-- Start Provided data --

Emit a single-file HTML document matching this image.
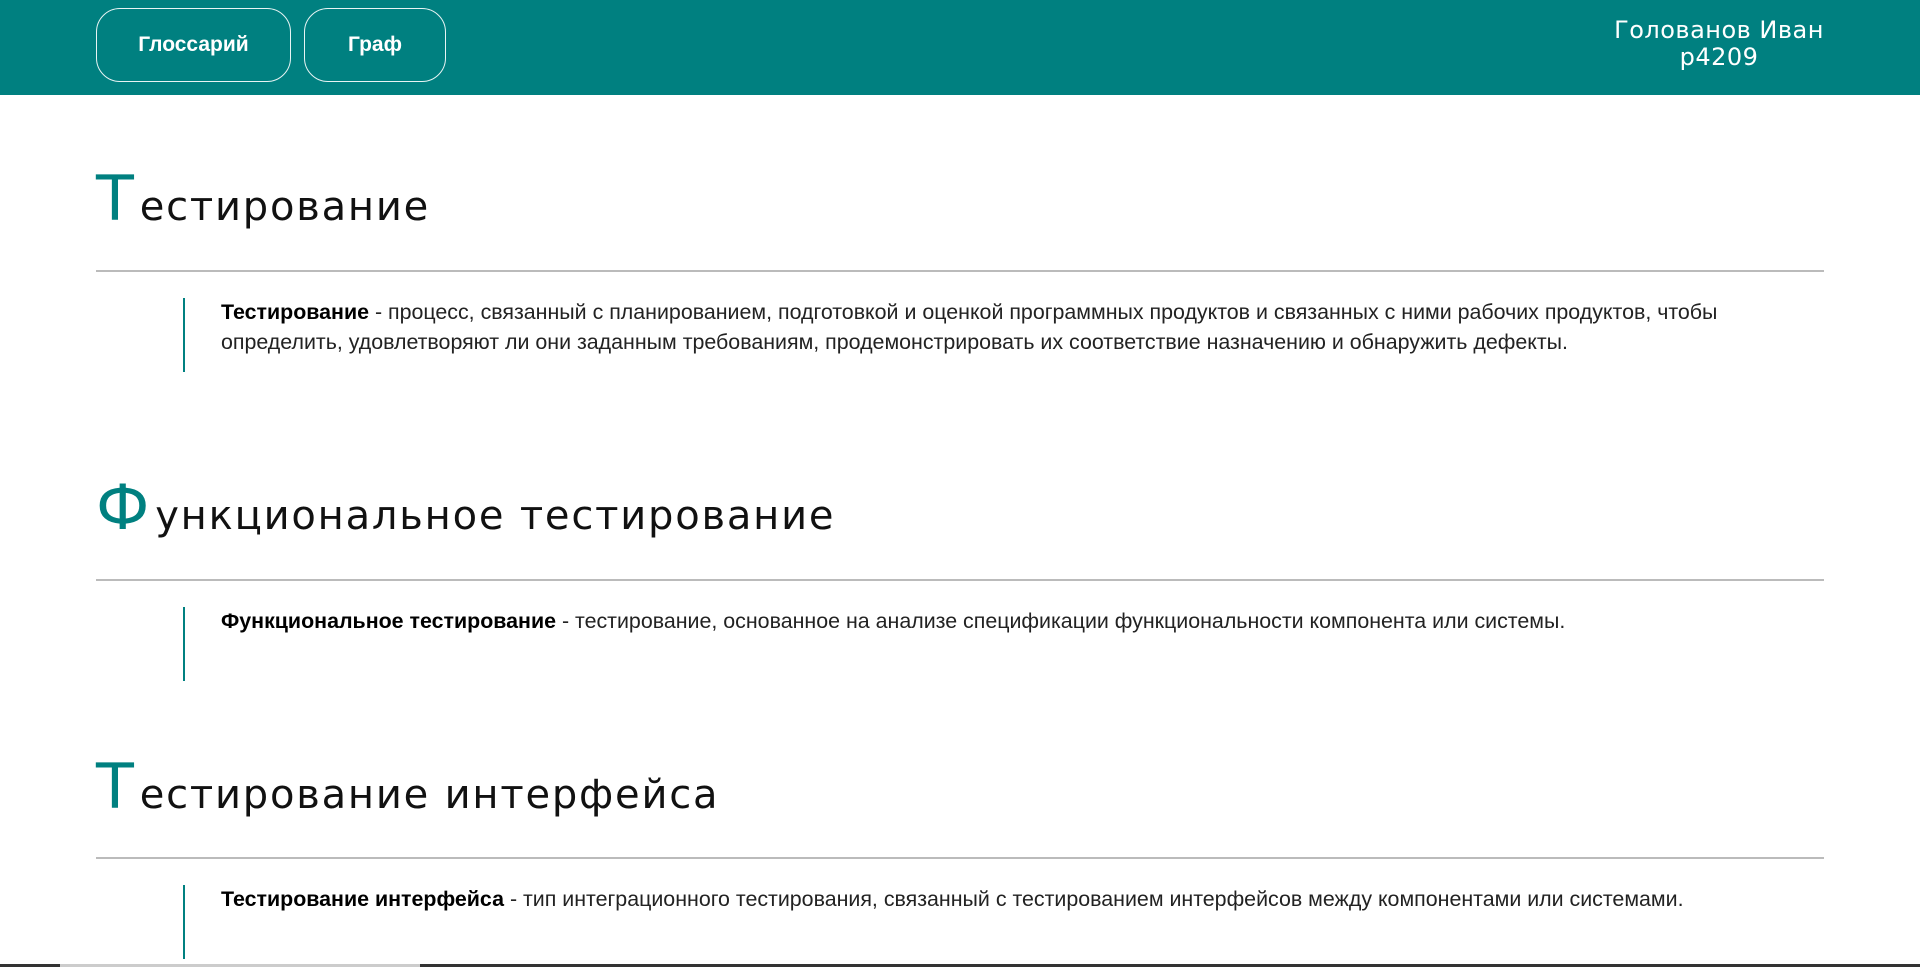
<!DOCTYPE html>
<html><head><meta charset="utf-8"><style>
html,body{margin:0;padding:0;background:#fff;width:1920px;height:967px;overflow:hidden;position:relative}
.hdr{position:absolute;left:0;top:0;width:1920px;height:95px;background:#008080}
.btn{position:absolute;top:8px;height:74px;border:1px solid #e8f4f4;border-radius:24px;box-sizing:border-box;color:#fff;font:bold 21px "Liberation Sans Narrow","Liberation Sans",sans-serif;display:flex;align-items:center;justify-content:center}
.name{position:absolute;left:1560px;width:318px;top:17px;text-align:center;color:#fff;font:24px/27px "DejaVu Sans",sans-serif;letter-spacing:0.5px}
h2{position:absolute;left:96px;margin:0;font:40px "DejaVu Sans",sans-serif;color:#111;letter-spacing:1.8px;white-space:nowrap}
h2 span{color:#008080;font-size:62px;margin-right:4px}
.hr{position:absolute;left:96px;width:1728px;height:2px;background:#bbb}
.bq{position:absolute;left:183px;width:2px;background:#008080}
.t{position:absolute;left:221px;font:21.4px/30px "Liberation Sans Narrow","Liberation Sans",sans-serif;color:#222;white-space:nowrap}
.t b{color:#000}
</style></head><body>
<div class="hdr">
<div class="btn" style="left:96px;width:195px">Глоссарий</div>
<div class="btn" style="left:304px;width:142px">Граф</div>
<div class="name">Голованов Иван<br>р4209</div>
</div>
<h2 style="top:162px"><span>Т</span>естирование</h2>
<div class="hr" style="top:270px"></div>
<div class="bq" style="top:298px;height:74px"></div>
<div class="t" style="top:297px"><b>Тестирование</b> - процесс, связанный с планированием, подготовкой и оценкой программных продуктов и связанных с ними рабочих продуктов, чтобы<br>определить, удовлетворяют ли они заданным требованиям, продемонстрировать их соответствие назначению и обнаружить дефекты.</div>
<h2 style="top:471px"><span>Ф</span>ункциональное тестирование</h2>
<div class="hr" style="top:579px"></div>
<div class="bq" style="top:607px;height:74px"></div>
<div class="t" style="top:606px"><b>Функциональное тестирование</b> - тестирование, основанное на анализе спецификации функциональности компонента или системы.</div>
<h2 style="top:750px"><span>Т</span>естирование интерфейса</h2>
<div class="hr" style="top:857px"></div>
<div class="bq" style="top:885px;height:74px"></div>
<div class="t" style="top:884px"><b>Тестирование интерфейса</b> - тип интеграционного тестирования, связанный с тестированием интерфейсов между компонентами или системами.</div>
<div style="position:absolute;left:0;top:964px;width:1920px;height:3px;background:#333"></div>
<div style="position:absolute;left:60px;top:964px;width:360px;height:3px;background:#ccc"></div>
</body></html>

-- End Provided data --

Stated exercise » Reproduce each line exactly, please, except for any pictures.

The result »
Emit a single-file HTML document matching this image.
<!DOCTYPE html>
<html><head><meta charset="utf-8"><style>
html,body{margin:0;padding:0;background:#fff;width:1920px;height:967px;overflow:hidden;position:relative}
.hdr{position:absolute;left:0;top:0;width:1920px;height:95px;background:#008080}
.btn{position:absolute;top:8px;height:74px;border:1px solid #e8f4f4;border-radius:24px;box-sizing:border-box;color:#fff;font:bold 21px "Liberation Sans Narrow","Liberation Sans",sans-serif;display:flex;align-items:center;justify-content:center}
.name{position:absolute;left:1560px;width:318px;top:17px;text-align:center;color:#fff;font:24px/27px "DejaVu Sans",sans-serif;letter-spacing:0.5px}
h2{position:absolute;left:96px;margin:0;font:40px "DejaVu Sans",sans-serif;color:#111;letter-spacing:1.8px;white-space:nowrap}
h2 span{color:#008080;font-size:62px;margin-right:4px}
.hr{position:absolute;left:96px;width:1728px;height:2px;background:#bbb}
.bq{position:absolute;left:183px;width:2px;background:#008080}
.t{position:absolute;left:221px;font:21.4px/30px "Liberation Sans Narrow","Liberation Sans",sans-serif;color:#222;white-space:nowrap}
.t b{color:#000}
</style></head><body>
<div class="hdr">
<div class="btn" style="left:96px;width:195px">Глоссарий</div>
<div class="btn" style="left:304px;width:142px">Граф</div>
<div class="name">Голованов Иван<br>р4209</div>
</div>
<h2 style="top:162px"><span>Т</span>естирование</h2>
<div class="hr" style="top:270px"></div>
<div class="bq" style="top:298px;height:74px"></div>
<div class="t" style="top:297px"><b>Тестирование</b> - процесс, связанный с планированием, подготовкой и оценкой программных продуктов и связанных с ними рабочих продуктов, чтобы<br>определить, удовлетворяют ли они заданным требованиям, продемонстрировать их соответствие назначению и обнаружить дефекты.</div>
<h2 style="top:471px"><span>Ф</span>ункциональное тестирование</h2>
<div class="hr" style="top:579px"></div>
<div class="bq" style="top:607px;height:74px"></div>
<div class="t" style="top:606px"><b>Функциональное тестирование</b> - тестирование, основанное на анализе спецификации функциональности компонента или системы.</div>
<h2 style="top:750px"><span>Т</span>естирование интерфейса</h2>
<div class="hr" style="top:857px"></div>
<div class="bq" style="top:885px;height:74px"></div>
<div class="t" style="top:884px"><b>Тестирование интерфейса</b> - тип интеграционного тестирования, связанный с тестированием интерфейсов между компонентами или системами.</div>
<div style="position:absolute;left:0;top:964px;width:1920px;height:3px;background:#333"></div>
<div style="position:absolute;left:60px;top:964px;width:360px;height:3px;background:#ccc"></div>
</body></html>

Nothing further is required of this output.